O chef é famoso por técnicas experimentais e uso da ciência para criar pratos únicos, desafiando as normas tradicionais da culinária. Suas técnicas incluem, entre outras, a esferificação e emulsificação.
Adrià é conhecido por uma variedade de pratos icônicos que definiram a gastronomia contemporânea. Entre esses, se destacam a criação da espuma de judías blancas con erizos (espuma de feijão branco com ouriços do mar), a primeira espuma servida no El Bulli, um marco na gastronomia molecular.
Heston Blumenthal
Outro representante da gastronomia molecular, Heston Blumenthal é um chef britânico renomado e conhecido por sua abordagem inovadora e científica na gastronomia.
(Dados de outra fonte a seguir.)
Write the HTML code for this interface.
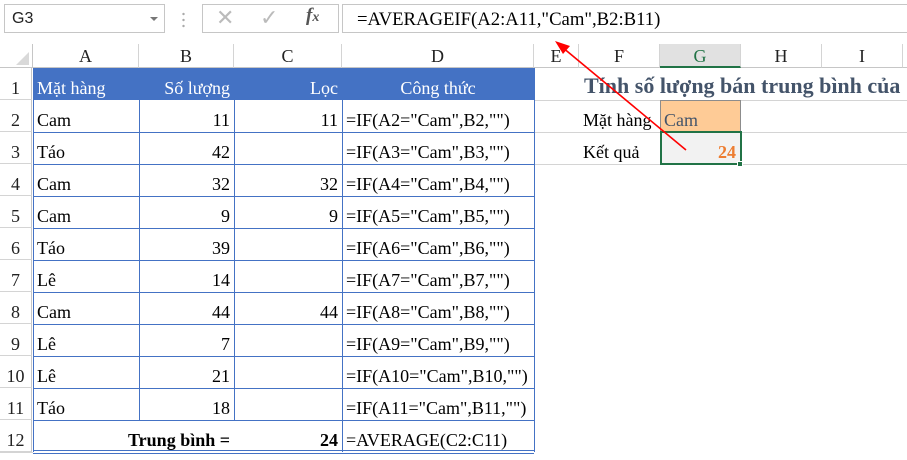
<!DOCTYPE html><html><head><meta charset="utf-8"><style>
*{margin:0;padding:0;box-sizing:border-box}
body{width:907px;height:460px;background:#fff;position:relative;overflow:hidden;font-family:"Liberation Serif",serif;font-size:18px;color:#000}
.a{position:absolute;white-space:nowrap}
.ch{position:absolute;top:44px;height:24px;border-right:1px solid #d4d4d4;border-bottom:1px solid #c6c6c6;background:#fff;text-align:center;line-height:25px;font-size:18px;color:#222}
.rh{position:absolute;left:0;width:32px;height:32px;border-bottom:1px solid #d4d4d4;border-right:1px solid #c6c6c6;text-align:center;line-height:40px;font-size:18px;color:#222}
.c{position:absolute;height:32px;line-height:40px;padding:0 4px;font-size:18px}
.r{text-align:right}
</style></head><body>
<div class="a" style="left:4px;top:4px;width:161px;height:29px;border:1px solid #c6c6c6;padding-left:7px;line-height:28px;font-family:'Liberation Sans',sans-serif;font-size:16px;color:#222">G3</div>
<div class="a" style="left:150px;top:17px;width:0;height:0;border-left:4px solid transparent;border-right:4px solid transparent;border-top:4px solid #777"></div>
<div class="a" style="left:182px;top:11px;width:3px;height:18px;background:radial-gradient(circle,#aaa 1px,transparent 1.4px) 0 0/3px 6px"></div>
<div class="a" style="left:202px;top:4px;width:137px;height:29px;border:1px solid #c6c6c6"></div>
<div class="a" style="left:216px;top:6px;font-size:22px;color:#bbb;font-family:'DejaVu Sans',sans-serif">✕</div>
<div class="a" style="left:260px;top:6px;font-size:22px;color:#bbb;font-family:'DejaVu Sans',sans-serif">✓</div>
<div class="a" style="left:306px;top:5px;font-size:19px;color:#555;font-style:italic;font-weight:bold">f<span style="font-size:14px">x</span></div>
<div class="a" style="left:342px;top:4px;width:570px;height:29px;border:1px solid #c6c6c6;padding-left:14px;line-height:29px;font-size:18.7px">=AVERAGEIF(A2:A11,"Cam",B2:B11)</div>
<div class="a" style="left:0;top:44px;width:33px;height:24px;border-right:1px solid #c6c6c6;border-bottom:1px solid #c6c6c6"></div>
<div class="a" style="left:16px;top:52px;width:0;height:0;border-left:13px solid transparent;border-bottom:13px solid #d9d9d9"></div>
<div class="ch" style="left:33px;width:106px">A</div>
<div class="ch" style="left:139px;width:95px">B</div>
<div class="ch" style="left:234px;width:108px">C</div>
<div class="ch" style="left:342px;width:192px">D</div>
<div class="ch" style="left:534px;width:45px">E</div>
<div class="ch" style="left:579px;width:81px">F</div>
<div class="ch" style="left:660px;width:81px;background:#e1e1e1;color:#217346;border-bottom:2px solid #217346">G</div>
<div class="ch" style="left:741px;width:81px">H</div>
<div class="ch" style="left:822px;width:81px">I</div>
<div class="ch" style="left:903px;width:10px"></div>
<div class="a" style="left:33px;top:68px;width:501px;height:32px;background:#4472c4"></div>
<div class="c" style="left:33px;top:68px;width:106px;color:#fff">Mặt hàng</div>
<div class="c r" style="left:139px;top:68px;width:95px;color:#fff">Số lượng</div>
<div class="c r" style="left:234px;top:68px;width:108px;color:#fff">Lọc</div>
<div class="c" style="left:342px;top:68px;width:192px;color:#fff;text-align:center">Công thức</div>
<svg class="a" style="left:0;top:0" width="907" height="460">
<g stroke="#d4d4d4" stroke-width="1">
<line x1="0" y1="452.5" x2="33" y2="452.5"/>
<line x1="534" y1="100.5" x2="907" y2="100.5"/><line x1="534" y1="132.5" x2="907" y2="132.5"/><line x1="534" y1="164.5" x2="907" y2="164.5"/>
</g>
<g stroke="#4472c4" stroke-width="1" fill="none">
<path d="M33.5 100V452M139.5 100V420M234.5 100V420M342.5 100V452M534.5 68V452"/>
<path d="M33 132.5H534M33 164.5H534M33 196.5H534M33 228.5H534M33 260.5H534M33 292.5H534M33 324.5H534M33 356.5H534M33 388.5H534M33 420.5H534M33 450.5H534M33 453.5H534"/>
</g>
</svg>
<div class="rh" style="top:68px">1</div><div class="rh" style="top:100px">2</div><div class="rh" style="top:132px">3</div><div class="rh" style="top:164px">4</div><div class="rh" style="top:196px">5</div><div class="rh" style="top:228px">6</div><div class="rh" style="top:260px">7</div><div class="rh" style="top:292px">8</div><div class="rh" style="top:324px">9</div><div class="rh" style="top:356px">10</div><div class="rh" style="top:388px">11</div><div class="rh" style="top:420px">12</div>
<div class="c" style="left:33px;top:100px">Cam</div><div class="c r" style="left:139px;top:100px;width:95px">11</div><div class="c r" style="left:234px;top:100px;width:108px">11</div><div class="c" style="left:342px;top:100px">=IF(A2="Cam",B2,"")</div>
<div class="c" style="left:33px;top:132px">Táo</div><div class="c r" style="left:139px;top:132px;width:95px">42</div><div class="c" style="left:342px;top:132px">=IF(A3="Cam",B3,"")</div>
<div class="c" style="left:33px;top:164px">Cam</div><div class="c r" style="left:139px;top:164px;width:95px">32</div><div class="c r" style="left:234px;top:164px;width:108px">32</div><div class="c" style="left:342px;top:164px">=IF(A4="Cam",B4,"")</div>
<div class="c" style="left:33px;top:196px">Cam</div><div class="c r" style="left:139px;top:196px;width:95px">9</div><div class="c r" style="left:234px;top:196px;width:108px">9</div><div class="c" style="left:342px;top:196px">=IF(A5="Cam",B5,"")</div>
<div class="c" style="left:33px;top:228px">Táo</div><div class="c r" style="left:139px;top:228px;width:95px">39</div><div class="c" style="left:342px;top:228px">=IF(A6="Cam",B6,"")</div>
<div class="c" style="left:33px;top:260px">Lê</div><div class="c r" style="left:139px;top:260px;width:95px">14</div><div class="c" style="left:342px;top:260px">=IF(A7="Cam",B7,"")</div>
<div class="c" style="left:33px;top:292px">Cam</div><div class="c r" style="left:139px;top:292px;width:95px">44</div><div class="c r" style="left:234px;top:292px;width:108px">44</div><div class="c" style="left:342px;top:292px">=IF(A8="Cam",B8,"")</div>
<div class="c" style="left:33px;top:324px">Lê</div><div class="c r" style="left:139px;top:324px;width:95px">7</div><div class="c" style="left:342px;top:324px">=IF(A9="Cam",B9,"")</div>
<div class="c" style="left:33px;top:356px">Lê</div><div class="c r" style="left:139px;top:356px;width:95px">21</div><div class="c" style="left:342px;top:356px">=IF(A10="Cam",B10,"")</div>
<div class="c" style="left:33px;top:388px">Táo</div><div class="c r" style="left:139px;top:388px;width:95px">18</div><div class="c" style="left:342px;top:388px">=IF(A11="Cam",B11,"")</div>
<div class="c r" style="left:33px;top:420px;width:201px;font-weight:bold">Trung bình =</div><div class="c r" style="left:234px;top:420px;width:108px;font-weight:bold">24</div><div class="c" style="left:342px;top:420px">=AVERAGE(C2:C11)</div>
<div class="a" style="left:584px;top:73px;font-size:22px;font-weight:bold;color:#44546a">Tính số lượng bán trung bình của</div>
<div class="a" style="left:660px;top:100px;width:81px;height:32px;background:#fecb96;border:1px solid #8c8c8c;border-bottom:none"></div>
<div class="c" style="left:579px;top:100px">Mặt hàng</div>
<div class="c" style="left:660px;top:100px;color:#44546a">Cam</div>
<div class="c" style="left:579px;top:132px">Kết quả</div>
<div class="a" style="left:660px;top:131px;width:82px;height:34px;background:#f2f2f2;border:2px solid #217346"></div>
<div class="a" style="left:737px;top:161px;width:6px;height:6px;background:#217346;border:1px solid #fff"></div>
<div class="c r" style="left:660px;top:132px;width:80px;font-weight:bold;color:#ed7d31">24</div>
<svg class="a" style="left:0;top:0" width="907" height="460">
<line x1="686" y1="150" x2="562" y2="47" stroke="#f00" stroke-width="1.6"/>
<polygon points="555,41 570,46 563,54" fill="#f00"/>
</svg>
</body></html>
Ele ganhou fama com seu restaurante The Fat Duck em Bray, Berkshire, conhecido por seus pratos criativos e experiências gastronômicas únicas.
O prato mais icônico de Heston Blumenthal é, sem dúvida, o “Nitro-Scrambled Egg and Bacon Ice Cream”. O prato é feito ao vivo na frente dos convidados, utilizando nitrogênio líquido para preparar um sorvete com sabor de ovo mexido e bacon, servido em uma casca de ovo comestível com caramelo de bacon. Uma experiência gastronômica memorável e altamente teatral que provoca nossas percepções tradicionais sobre sabores e texturas.
Massimo Botura
Massimo Bottura, nascido em 1962, é um renomado chef italiano e proprietário do Osteria Francescana em Modena, um restaurante três estrelas Michelin e frequentemente nomeado um dos melhores do mundo.
Um exemplo notável de seu trabalho criativo é a reinvenção do clássico prato italiano “risotto cacio e pepe”, em que ele transforma os ingredientes tradicionais em uma forma completamente nova, mantendo os sabores essenciais do prato original.
Acho que deu para entender que, quando o assunto é arte e gastronomia, existe um mundo infinito a se explorar cheio dos artistas e obras de arte que lhe são próprias. Gastronomia, afinal, é mais do que cozinhar. É uma forma de arte especial e aprticula que encanta todos os nossos sentidos.
Por isso, na próxima vez que você sair para jantar, deixe a língua atenta, mas também os olhos, ouvidos, memórias, sentimentos, afetos… e bon appétit!